5.5)    At directors’ meetings, where there is an equality of votes the Chair shall have a casting vote in addition to the vote he/she has as a member. 

5.6)    Each Director, excluding the Chair, present at the meeting shall be entitled to one vote.


BYLAW 6 – OFFICERS AND EXECUTIVE COMMITTEE

6.1)    The Directors and active members in good standing at an LNSS AGM shall elect the Officers of the Executive Committee.

6.2)    The Executive Committee shall be comprised of seven Elected Officers and one Succession Officer. In the event there is an Executive Director, he/she will be an ex-officio member of the committee.

6.3)    The seven Elected Officer positions shall be as follows:
a.    President 
b.    Vice President Operations
c.    Vice President Administration
d.    Vice President Finance 
e.    Vice President High Performance Program
f.    Vice President Marketing/Promotion
g.    Secretary

6.4)    The one Succession Officer position shall be that of Immediate Past President.

6.5)    The term of office for each of the Elected Officers and the Succession Officer shall be two years. To provide continuity an odd/even year sequence of rotating elections shall be utilized, for the elected positions, at the Annual General Meetings.

Odd Year Elections
President
Vice President Operations 
Vice President Finance 
Secretary

Even Year Elections
Vice President Administration
Vice President High Performance Program
Vice President Promotion/Marketing

6.6)    The duties of the President shall include, but are not necessarily limited to, the following:
a.    Acting in and representing the name of the Lacrosse Nova Scotia Society at all pertinent functions and events, be they formal or informal. 
b.    Calling and presiding at all meetings of the Society; the Board of Directors and the Executive Committee.
c.    Being a member of all committees established within the Society.
d.    Representing the LNSS, as its voting delegate, at the Annual Board of Directors meetings of the CLA.
e.    Authorizing, either directly or indirectly, all activities or undertakings, which are directed towards the mandate and objectives of the Society and providing leadership and direction to the membership of LNSS.
f.    Ensuring that all orders and resolutions of the Board of Directors are carried out.
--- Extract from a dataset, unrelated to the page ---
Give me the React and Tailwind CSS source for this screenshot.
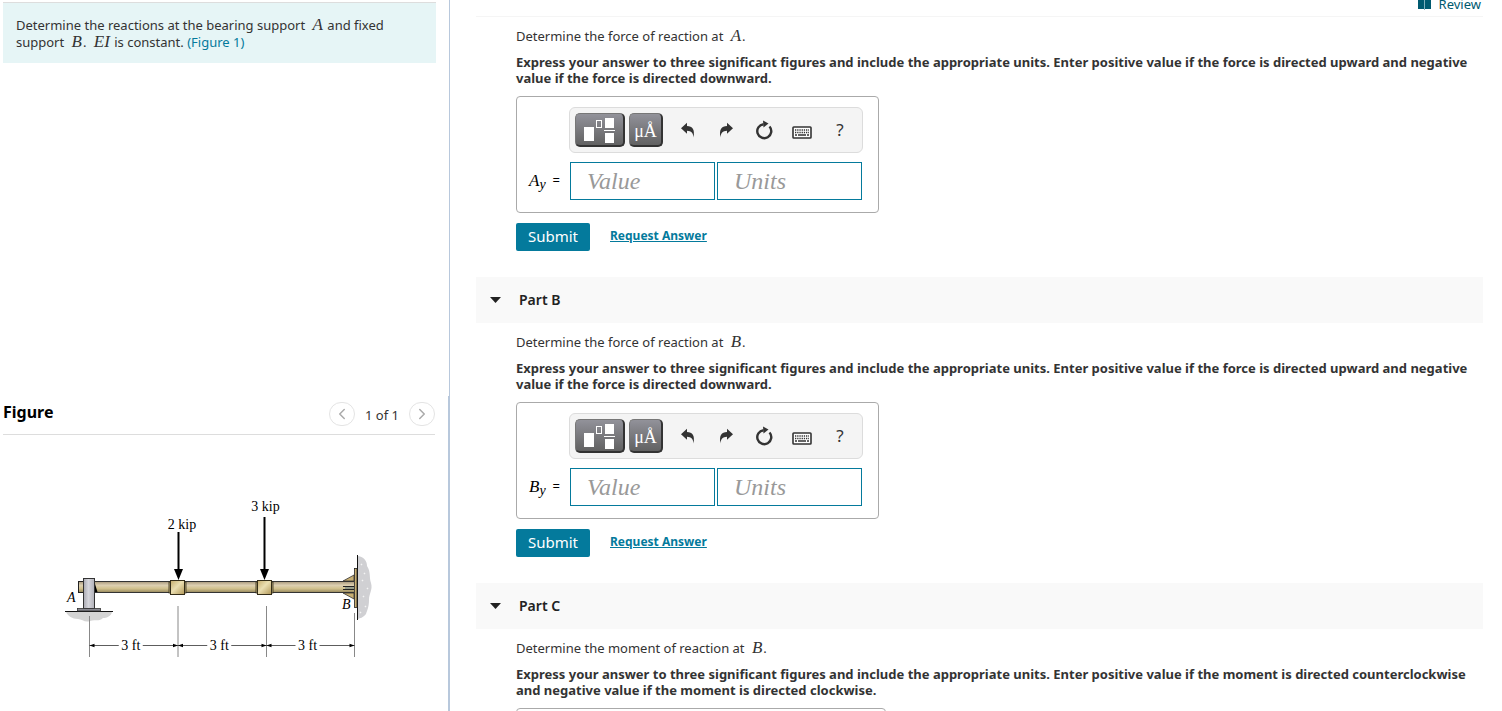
import React, { useState } from 'react';
import { ChevronLeft, ChevronRight } from 'lucide-react';

const forceNote =
  'Express your answer to three significant figures and include the appropriate units. Enter positive value if the force is directed upward and negative value if the force is directed downward.';
const momentNote =
  'Express your answer to three significant figures and include the appropriate units. Enter positive value if the moment is directed counterclockwise and negative value if the moment is directed clockwise.';

const parts = [
  { id: 'a', quantity: 'force', point: 'A', note: forceNote, symbol: 'A', sub: 'y' },
  { id: 'b', title: 'Part B', quantity: 'force', point: 'B', note: forceNote, symbol: 'B', sub: 'y' },
  { id: 'c', title: 'Part C', quantity: 'moment', point: 'B', note: momentNote, symbol: 'M', sub: 'B', wide: true },
];

function MathVar({ children }) {
  return <i className="mr-px ml-1 font-['Liberation_Serif',serif] text-[17px] leading-0">{children}</i>;
}

function TemplateIcon() {
  return (
    <svg width="32" height="26" viewBox="0 0 32 26" aria-hidden="true">
      <rect x="0" y="10" width="10" height="14" fill="#fff" />
      <rect x="12.500" y="3.500" width="5" height="7" fill="none" stroke="#fff" />
      <rect x="21" y="1" width="9" height="10" fill="#fff" />
      <rect x="20" y="13" width="11" height="1" fill="#fff" />
      <rect x="21" y="16" width="9" height="10" fill="#fff" />
    </svg>
  );
}

function UndoIcon({ flip }) {
  return (
    <svg width="14" height="16" viewBox="0 0 14 16" className={flip ? '-scale-x-100' : ''} aria-hidden="true">
      <path d="M0 6.2L6 0.8V4C11.500 4.200 14 7.200 12.600 15.500C12.300 11.200 10.300 8.800 6 8.700V11.700Z" fill="#333" />
    </svg>
  );
}

function ResetIcon() {
  return (
    <svg width="18" height="20" viewBox="0 0 18 20" aria-hidden="true">
      <path d="M14.500 6.500A7 7 0 1 1 8.500 4.200" fill="none" stroke="#333" strokeWidth="2.400" />
      <path d="M8 0.500L13.500 3.500L8.500 7.500Z" fill="#333" />
    </svg>
  );
}

function KeyboardIcon() {
  return (
    <svg width="20" height="13" viewBox="0 0 20 13" aria-hidden="true">
      <rect x="1" y="1" width="18" height="11" rx="0.800" fill="#fff" stroke="#333" strokeWidth="1.600" />
      <path d="M3 4H17M3 6.500H17" stroke="#333" strokeWidth="1.300" strokeDasharray="1.300 0.900" />
      <path d="M3 9H5M6 9H14M15 9H17" stroke="#333" strokeWidth="1.300" />
    </svg>
  );
}

function BookIcon() {
  return (
    <svg width="13" height="12" viewBox="0 0 13 12" aria-hidden="true">
      <path d="M0 0H6V11H0ZM7 0H13V11H7Z" fill="#005a70" />
      <path d="M6 0H7V12H6Z" fill="#7fb0bd" />
    </svg>
  );
}

function Toolbar() {
  const dark =
    'flex h-[34px] shrink-0 items-center justify-center rounded-[5px] border border-r-2 border-b-2 border-t-[#777] border-r-[#333] border-b-[#333] border-l-[#777] bg-linear-to-b from-[#92929a] to-[#626262] text-white';
  const plain = 'flex h-[34px] w-[38px] items-center justify-center';
  return (
    <div className="-mx-px flex w-[294px] items-center gap-1 self-end rounded-md border border-[#dcdcdc] bg-[#f4f4f4] py-[5px] pr-[3px] pl-[5px]">
      <button aria-label="Templates" className={`${dark} w-[50px]`}>
        <TemplateIcon />
      </button>
      <button aria-label="Symbols" className={`${dark} w-[34px] pt-1 font-['Liberation_Serif',serif] text-[18px]`}>
        μÅ
      </button>
      <div className="ml-[2px] flex">
        <button aria-label="Undo" className={plain}><UndoIcon /></button>
        <button aria-label="Redo" className={plain}><UndoIcon flip /></button>
        <button aria-label="Reset" className={plain}><ResetIcon /></button>
        <button aria-label="Keyboard shortcuts" className={`${plain} pt-1`}><KeyboardIcon /></button>
        <button aria-label="Help" className={`${plain} text-[17px] text-[#333]`}>?</button>
      </div>
    </div>
  );
}

function AnswerBox({ id, symbol, sub, wide }) {
  const [value, setValue] = useState('');
  const [units, setUnits] = useState('');
  const field =
    "h-[38px] w-[145px] border border-[#047a9c] bg-white px-4 font-['Liberation_Serif',serif] text-2xl text-black italic placeholder:text-[#999] focus:outline-none";

  return (
    <div className="mt-[10px] flex w-fit flex-col gap-[9px] rounded border border-[#aaa] pt-[10px] pr-4 pb-3 pl-3">
      <Toolbar />
      <div className="flex items-center">
        <label
          htmlFor={`${id}-value`}
          className={`${wide ? 'w-12' : 'w-[41px]'} flex items-center justify-between pr-[10px] whitespace-nowrap text-black`}
        >
          <span>
            <i className="font-['Liberation_Serif',serif] text-[17px]">{symbol}</i>
            <sub className="-bottom-[3px] font-['Liberation_Serif',serif] text-[14px] italic">{sub}</sub>
          </span>
          <span>=</span>
        </label>
        <div className="flex gap-[2px]">
          <input id={`${id}-value`} className={field} placeholder="Value" value={value} onChange={e => setValue(e.target.value)} />
          <input aria-label="Units" className={field} placeholder="Units" value={units} onChange={e => setUnits(e.target.value)} />
        </div>
      </div>
    </div>
  );
}

function Part({ part }) {
  const [open, setOpen] = useState(true);
  return (
    <section>
      {part.title && (
        <h2 className="bg-[#f9f9f9]">
          <button
            onClick={() => setOpen(!open)}
            className="flex h-[46px] w-full items-center gap-[18px] pl-[14px] text-sm font-semibold text-[#222]"
          >
            <svg width="11" height="6" viewBox="0 0 11 6" aria-hidden="true">
              <path d="M0 0H11L5.500 6Z" fill="#222" />
            </svg>
            {part.title}
          </button>
        </h2>
      )}
      {open && (
        <div className="pt-[10px] pb-[26px] pl-10">
          <p className="leading-[18px]">
            Determine the {part.quantity} of reaction at <MathVar>{part.point}</MathVar>.
          </p>
          <p className="mt-[9px] leading-4 font-bold">{part.note}</p>
          <AnswerBox id={part.id} symbol={part.symbol} sub={part.sub} wide={part.wide} />
          <div className="mt-[10px] flex items-center gap-5">
            <button className="h-7 w-[74px] rounded-xs bg-[#047a9c] pb-[2px] text-[15px] text-white">Submit</button>
            <a href="#answer" className="pb-[2px] text-xs font-bold text-[#047a9c] underline">
              Request Answer
            </a>
          </div>
        </div>
      )}
    </section>
  );
}

function Collar({ x }) {
  return (
    <g stroke="#332c18">
      <rect x={x - 8.5} y="582" width="17" height="11" fill="#b8a878" strokeWidth="0.800" />
      <rect x={x - 7} y="580.500" width="14" height="14" fill="url(#collar)" />
    </g>
  );
}

function Force({ x, top, labelX, labelY, label }) {
  return (
    <g>
      <text x={labelX} y={labelY} textAnchor="middle">{label}</text>
      <path d={`M${x} ${top}V570`} stroke="#000" strokeWidth="2" />
      <path d={`M${x - 4.5} 569H${x + 4.5}L${x} 580Z`} />
    </g>
  );
}

function Dimension({ from, to }) {
  const mid = (from + to) / 2 - 3;
  return (
    <g>
      <path d={`M${from} 645.500H${mid - 12}M${mid + 12} 645.500H${to}`} stroke="#333" strokeWidth="0.800" />
      <path d={`M${from} 645.500l5 -1.800v3.600ZM${to} 645.500l-5 -1.800v3.600Z`} />
      <text x={mid} y="650" textAnchor="middle">3 ft</text>
    </g>
  );
}

function BeamFigure() {
  return (
    <svg
      width="320"
      height="170"
      viewBox="60 495 320 170"
      role="img"
      aria-label="Beam with two loads"
      className="font-['Liberation_Serif',serif] text-[14px]"
    >
      <defs>
        <linearGradient id="beam" x1="0" y1="0" x2="0" y2="1">
          <stop offset="0" stopColor="#a8987c" />
          <stop offset="0.350" stopColor="#ddd0b2" />
          <stop offset="0.650" stopColor="#d0c08c" />
          <stop offset="1" stopColor="#94865c" />
        </linearGradient>
        <linearGradient id="collar" x1="0" y1="0" x2="1" y2="1">
          <stop offset="0" stopColor="#c4ac6c" />
          <stop offset="0.450" stopColor="#ebdfb2" />
          <stop offset="1" stopColor="#b09656" />
        </linearGradient>
        <linearGradient id="post" x1="0" y1="0" x2="1" y2="0">
          <stop offset="0" stopColor="#a8a8b0" />
          <stop offset="0.450" stopColor="#d6d6dc" />
          <stop offset="1" stopColor="#b0b0b8" />
        </linearGradient>
      </defs>

      {/* ground and wall */}
      <path d="M66 612H112C111 616 107 618 103 618C99 622 94 619 90 621C85 623 82 619 78 619C72 619 68 616 66 612Z" fill="#d4d4d4" />
      <path d="M65 611.500H113" stroke="#111" />
      <path d="M358 556C364 557 367 561 367 566C371 572 369 577 371 583C373 590 369 593 369 600C369 607 367 611 366 614C363 618 360 618 358 619Z" fill="#d0d0d3" />
      <path d="M361 564l1 1M364 573l1 1M362 580l1 1M367 588l1 1M363 596l1 1M365 606l1 1M360 612l1 1" stroke="#f4f4f4" strokeWidth="1.500" />
      <path d="M357.500 555V620" stroke="#111" />

      {/* beam */}
      <rect x="78.500" y="581.500" width="6" height="11" fill="url(#beam)" stroke="#222" />
      <rect x="95" y="581.500" width="259" height="11" fill="url(#beam)" />
      <path d="M95 581.500H354M95 592.500H354" stroke="#333" />
      <path d="M343 581L354 575V581ZM343 593L354 599V593Z" fill="#c7ae72" stroke="#333" strokeWidth="0.800" />
      <path d="M343 586.500H354M343 589.500H354" stroke="#222" />
      <path d="M345 588H354" stroke="#587684" />
      <rect x="354.500" y="568.500" width="2.500" height="39" fill="#c7ae72" stroke="#222" strokeWidth="0.800" />

      {/* bearing */}
      <path d="M95 584L97.500 592H95Z" />
      <rect x="83.500" y="578.500" width="11" height="30" fill="url(#post)" stroke="#333" />
      <rect x="77.500" y="608.500" width="23" height="2.500" fill="#898991" stroke="#333" strokeWidth="0.800" />

      <Collar x={177.5} />
      <Collar x={264.5} />
      <Force x={178.5} top={532} labelX={182} labelY={529} label="2 kip" />
      <Force x={264.5} top={517} labelX={265.5} labelY={511} label="3 kip" />
      <path d="M89.500 616V657M178 606V657M266.500 606V657M354.500 613V657" stroke="#888" />
      <Dimension from={89.5} to={178} />
      <Dimension from={178} to={266.5} />
      <Dimension from={266.5} to={354.5} />
      <text x="67" y="602" fontStyle="italic">A</text>
      <text x="342" y="609" fontStyle="italic">B</text>
    </svg>
  );
}

export default function App() {
  const round = 'flex h-6 w-[26px] items-center justify-center rounded-full border border-[#e4e4e4] text-[#aaa]';
  return (
    <div className="flex h-screen overflow-hidden bg-white font-['Noto_Sans','Open_Sans',sans-serif] text-[13px] text-[#333]">
      <aside className="flex w-[450px] shrink-0 flex-col">
        <div className="h-[396px] border-r border-[#b8c8dc] pt-[2px] pr-[13px] pl-[3px]">
          <p className="border-t border-[#ddd] bg-[#e6f5f6] px-[13px] pt-[14px] pb-3 leading-[17px]">
            Determine the reactions at the bearing support <MathVar>A</MathVar> and fixed support{' '}
            <MathVar>B</MathVar>. <MathVar>EI</MathVar> is constant.{' '}
            <a href="#figure" className="text-[#047a9c]">(Figure 1)</a>
          </p>
        </div>
        <div id="figure" className="flex-1 border-r-2 border-[#b8c8dc] pr-[13px] pl-[3px]">
          <div className="flex h-[39px] items-center justify-between border-b border-[#ddd]">
            <h2 className="pb-[6px] text-base font-bold text-black">Figure</h2>
            <div className="flex items-center gap-[10px] pb-[2px]">
              <button aria-label="Previous figure" className={round}><ChevronLeft size={18} /></button>
              <span className="pt-1">1 of 1</span>
              <button aria-label="Next figure" className={round}><ChevronRight size={18} /></button>
            </div>
          </div>
          <div className="pt-[60px] pl-[57px]">
            <BeamFigure />
          </div>
        </div>
      </aside>

      <main className="min-w-0 flex-1 overflow-hidden pr-[19px] pl-[26px]">
        <header className="flex h-[17px] items-center justify-end border-b border-[#f5f5f5] pb-2">
          <a href="#review" className="flex items-center gap-2 pr-[2px] leading-4 text-[#005a70]">
            <BookIcon />
            Review
          </a>
        </header>
        {parts.map(part => (
          <Part key={part.id} part={part} />
        ))}
      </main>
    </div>
  );
}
6.7)    The Vice President of Administration shall be responsible for the supervision of administrative staff employed by the Society. In addition, he/she will oversee the development of job descriptions and annual performance reviews of all staff. He/she will chair the Human Resources Committee, the ByLaws, Regulations and Policy Review Committee and the Risk Management Committee.

6.8)    The Vice President Operations shall act in place of and fulfill the duties of the President during their absence and will complete the term of office of the President in the event of his/her death or resignation.  He/she shall be responsible for coordinating LNSS involvement in all provincial championships and national invitational tournaments held within the province of Nova Scotia, which will include but is not limited to being a member of the tournament committee and may fulfill other duties as required.  He/she will be responsible for all operational matters involving LNSS, participate in jurisdictional decisions and be a member of the appeals and discipline committees.  He/she will also be part of the Finance Committee.

6.9)    The Vice President Finance shall be responsible for developing the financial planning of the Society and for ensuring the Society’s adherence to the Registry of Joint Stocks requirements.  This officer shall also be responsible for the Society’s annual independent financial review and the preparation of a “Draft Annual Budget” for discussion and resolution at the AGM, and will report on the status of the Society’s finances and approved budget, on an as required basis, to the Executive Committee and the Board of Directors.  He/she will present, at the AGM, either an audited financial report or in the absence of an auditors report, a financial report, suitable for the subsequent signing by two Directors.

6.10)    The Vice President of High Performance Program shall work with the LNS Technical Director and Executive Director to execute the LNS High Performance Pathway Plan.  He/she shall chair the committee formed to oversee this program. 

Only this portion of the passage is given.